Tutorial 2: Reading all files for the same segment

In the first tutorial, you learned how to explore one file in the training dataset and plot it. You should have explored some files and now you know what type of data we have. In this tutorial you will learn how to read all files of the same segment into a single dataframe.

We know that each segment has 4 files, one for each sensor. So we will get all files in one folder, and then read the files of the same segment in the other folders.

In [16]:
import pandas as pd
import glob
import numpy as np
%matplotlib inline  

data_folder = 'right_arm/*.csv' 
files = glob.glob(data_folder)
In [17]:
print(files[1:10])
['right_arm/subject3_file_694.csv', 'right_arm/subject3_file_482.csv', 'right_arm/subject1_file_248.csv', 'right_arm/subject2_file_687.csv', 'right_arm/subject3_file_284.csv', 'right_arm/subject2_file_877.csv', 'right_arm/subject1_file_300.csv', 'right_arm/subject2_file_650.csv', 'right_arm/subject2_file_136.csv']

As you can see, each file contains the folder and file name. We will keep only the file name

In [18]:
files = list(map(lambda x: x[x.find("/"):], files))
In [19]:
print(files[1:10])
['/subject3_file_694.csv', '/subject3_file_482.csv', '/subject1_file_248.csv', '/subject2_file_687.csv', '/subject3_file_284.csv', '/subject2_file_877.csv', '/subject1_file_300.csv', '/subject2_file_650.csv', '/subject2_file_136.csv']
In [22]:
folders = ['right_arm', 'left_wrist', 'left_hip', 'right_wrist']

For each file name, we will read the data in each folder and create a single dataframe for the whole data. In the next example, we read only three files and plot them.

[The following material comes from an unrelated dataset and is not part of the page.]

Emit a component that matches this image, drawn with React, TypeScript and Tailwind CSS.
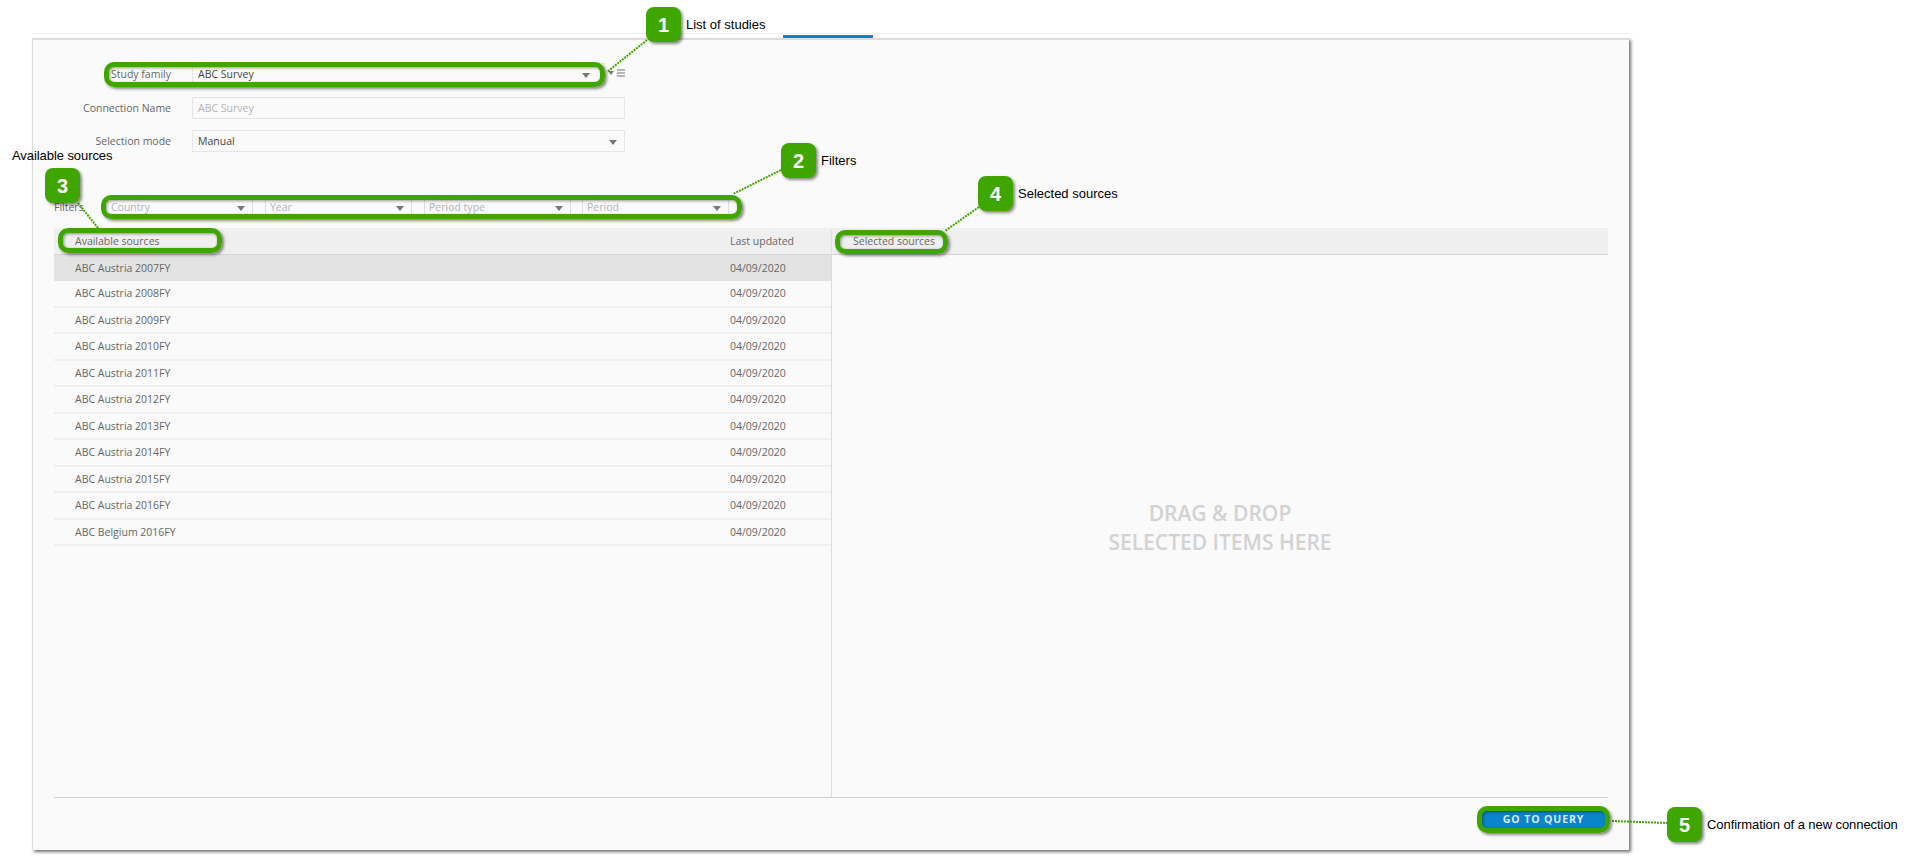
const rows = [
  "ABC Austria 2007FY",
  "ABC Austria 2008FY",
  "ABC Austria 2009FY",
  "ABC Austria 2010FY",
  "ABC Austria 2011FY",
  "ABC Austria 2012FY",
  "ABC Austria 2013FY",
  "ABC Austria 2014FY",
  "ABC Austria 2015FY",
  "ABC Austria 2016FY",
  "ABC Belgium 2016FY",
];

function Arrow({ className = "" }: { className?: string }) {
  return (
    <svg width="8" height="5" viewBox="0 0 8 5" className={className}>
      <path d="M0 0H8L4 5Z" fill="#777777" />
    </svg>
  );
}

function FilterSelect({ label, className }: { label: string; className: string }) {
  return (
    <div className={`flex h-[19px] items-center justify-between border-x border-[#dddddd] pr-[7px] text-[#b4b4b4] ${className}`}>
      <span>{label}</span>
      <Arrow />
    </div>
  );
}

function Badge({ n, className }: { n: string; className: string }) {
  return (
    <div
      className={`absolute flex h-[35px] w-[35px] items-center justify-center rounded-[8px] bg-[#3fa600] font-['Liberation_Sans',sans-serif] text-[20px] font-bold text-white shadow-[2px_2px_3px_rgba(0,0,0,0.45)] ${className}`}
    >
      {n}
    </div>
  );
}

function Note({ text, className }: { text: string; className: string }) {
  return (
    <div className={`absolute whitespace-nowrap font-['Liberation_Sans',sans-serif] text-[13px] leading-[16px] text-black ${className}`}>
      {text}
    </div>
  );
}

function Ring({ className }: { className: string }) {
  return (
    <div
      className={`absolute rounded-[10px] border-[5px] border-[#3fa600] shadow-[2px_2px_3px_rgba(0,0,0,0.45),inset_1px_1px_3px_rgba(0,0,0,0.4)] ${className}`}
    />
  );
}

export default function App() {
  return (
    <div className="relative h-[858px] w-[1914px] overflow-hidden bg-white pl-[32px] pt-[33px] font-['Open_Sans',sans-serif] text-[10.5px] text-[#666666]">
      {/* tab strip */}
      <div className="h-[5px] w-[1597px] border-t border-[#eeeeee]">
        <div className="ml-[751px] mt-[1px] h-[3px] w-[90px] bg-[#0d84cc]" />
      </div>

      {/* panel */}
      <div className="flex h-[812px] w-[1597px] flex-col border-l border-t-2 border-[#dcdcdc] bg-[#fafafa] px-[21px] shadow-[2px_2px_3px_rgba(0,0,0,0.55)]">
        {/* form */}
        <div className="flex flex-col pt-[23px]">
          <div className="flex h-[22px] items-center">
            <div className="w-[117px] pt-[2px] text-right">Study family</div>
            <div className="ml-[21px] flex h-[22px] w-[413px] items-center justify-between border border-[#e6e6e6] pl-[5px] pr-[14px] pt-[2px] text-[#444444]">
              <span>ABC Survey</span>
              <Arrow />
            </div>
            <div className="mb-[2px] ml-[3px] flex items-center gap-[3px]">
              <svg width="6" height="4" viewBox="0 0 6 4" className="mb-[1px]">
                <path d="M0 0H6L3 4Z" fill="#777777" />
              </svg>
              <svg width="8" height="8" viewBox="0 0 8 8">
                <path d="M0 1H8M0 4H8M0 7H8" stroke="#a0a0a0" strokeWidth="1.4" />
              </svg>
            </div>
          </div>

          <div className="mt-[12px] flex h-[22px] items-center">
            <div className="w-[117px] pt-[2px] text-right">Connection Name</div>
            <div className="ml-[21px] flex h-[22px] w-[433px] items-center border border-[#e6e6e6] pl-[5px] pt-[2px] text-[#b4b4b4]">
              ABC Survey
            </div>
          </div>

          <div className="mt-[11px] flex h-[22px] items-center">
            <div className="w-[117px] pt-[2px] text-right">Selection mode</div>
            <div className="ml-[21px] flex h-[22px] w-[433px] items-center justify-between border border-[#e6e6e6] pl-[5px] pr-[7px] pt-[2px] text-[#444444]">
              <span>Manual</span>
              <Arrow />
            </div>
          </div>

          <div className="mt-[45px] flex h-[22px] items-center">
            <div className="w-[51px]">Filters</div>
            <FilterSelect label="Country" className="w-[148px] pl-[5px]" />
            <FilterSelect label="Year" className="ml-[12px] w-[147px] pl-[4px]" />
            <FilterSelect label="Period type" className="ml-[12px] w-[147px] pl-[4px]" />
            <FilterSelect label="Period" className="ml-[11px] w-[147px] pl-[4px]" />
          </div>
        </div>

        {/* sources */}
        <div className="mt-[9px] flex min-h-0 flex-1 flex-col">
          <div className="flex h-[26.5px] border-b border-[#d4d4d4] bg-[#efefef] pt-[2px]">
            <div className="flex w-[777px] items-center justify-between pl-[21px]">
              <span>Available sources</span>
              <span className="w-[101px]">Last updated</span>
            </div>
            <div className="flex flex-1 items-center border-l border-[#dddddd] pl-[21px]">Selected sources</div>
          </div>

          <div className="flex min-h-0 flex-1 border-b border-[#cfcfcf]">
            <div className="w-[777px]">
              {rows.map((name, i) => (
                <div
                  key={name}
                  className={`flex h-[26.5px] items-center justify-between pl-[21px] pt-[2px] ${
                    i === 0 ? "bg-[#e3e3e3]" : "border-b-2 border-[#f0f0f0]"
                  }`}
                >
                  <span>{name}</span>
                  <span className="w-[101px]">04/09/2020</span>
                </div>
              ))}
            </div>
            <div className="flex flex-1 flex-col items-center justify-center border-l border-[#dddddd] pt-[5px] text-[21px] font-semibold leading-[29px] text-[#d2d2d2]">
              <div>DRAG &amp; DROP</div>
              <div>SELECTED ITEMS HERE</div>
            </div>
          </div>

          <div className="flex h-[52px] justify-end pt-[12px]">
            <button className="mr-[2px] h-[19px] w-[125px] bg-[#0a84cb] text-[10.5px] font-bold leading-[19px] tracking-[0.9px] text-[#dcecf7]">
              GO TO QUERY
            </button>
          </div>
        </div>
      </div>

      {/* annotation layer */}
      <svg className="absolute left-0 top-0" width="1914" height="858">
        <g stroke="#3fa600" strokeWidth="2" strokeDasharray="2 1" fill="none">
          <path d="M647 40L607 72" />
          <path d="M781 170L733 194" />
          <path d="M78 203L98 228" />
          <path d="M979 207L945 231" />
          <path d="M1612 821L1667 823" />
        </g>
      </svg>

      <Ring className="left-[104px] top-[62px] h-[25px] w-[501px]" />
      <Ring className="left-[101px] top-[195px] h-[24px] w-[641px]" />
      <Ring className="left-[58px] top-[228px] h-[25px] w-[164px]" />
      <Ring className="left-[835px] top-[230px] h-[24px] w-[113px]" />
      <Ring className="left-[1477px] top-[806px] h-[27px] w-[133px]" />

      <Badge n="1" className="left-[646px] top-[7px]" />
      <Badge n="2" className="left-[781px] top-[143px]" />
      <Badge n="3" className="left-[45px] top-[168px]" />
      <Badge n="4" className="left-[978px] top-[176px]" />
      <Badge n="5" className="left-[1667px] top-[807px]" />

      <Note text="List of studies" className="left-[686px] top-[17px]" />
      <Note text="Filters" className="left-[821px] top-[153px]" />
      <Note text="Available sources" className="left-[12px] top-[148px] tracking-[-0.07px]" />
      <Note text="Selected sources" className="left-[1018px] top-[186px]" />
      <Note text="Confirmation of a new connection" className="left-[1707px] top-[817px] tracking-[-0.07px]" />
    </div>
  );
}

You can see that the columns are renamed to include the name of the sensor body location.

In [28]:
indices = np.random.randint(low=0, high=len(files), size=4) #get three random numbers
print(indices)
for index in indices:
    all_sensor_data = []
    for folder in folders:
        data = pd.read_csv(folder+files[index])
        data.columns = [folder+"_X", folder+"_Y",folder+"_Z"]
        all_sensor_data.append(data)
    file_data = pd.concat(all_sensor_data, axis=1)
    file_data.plot(subplots=True)
[ 31 275 197 176]

DO you notice that the right arm and left hip have a shorter graph than the left and right wrist graphs? It is because of the difference in the sampling rate. If you plan to create shorter windows, don't forget this difference! They have the same recording time but with very different sampling rates.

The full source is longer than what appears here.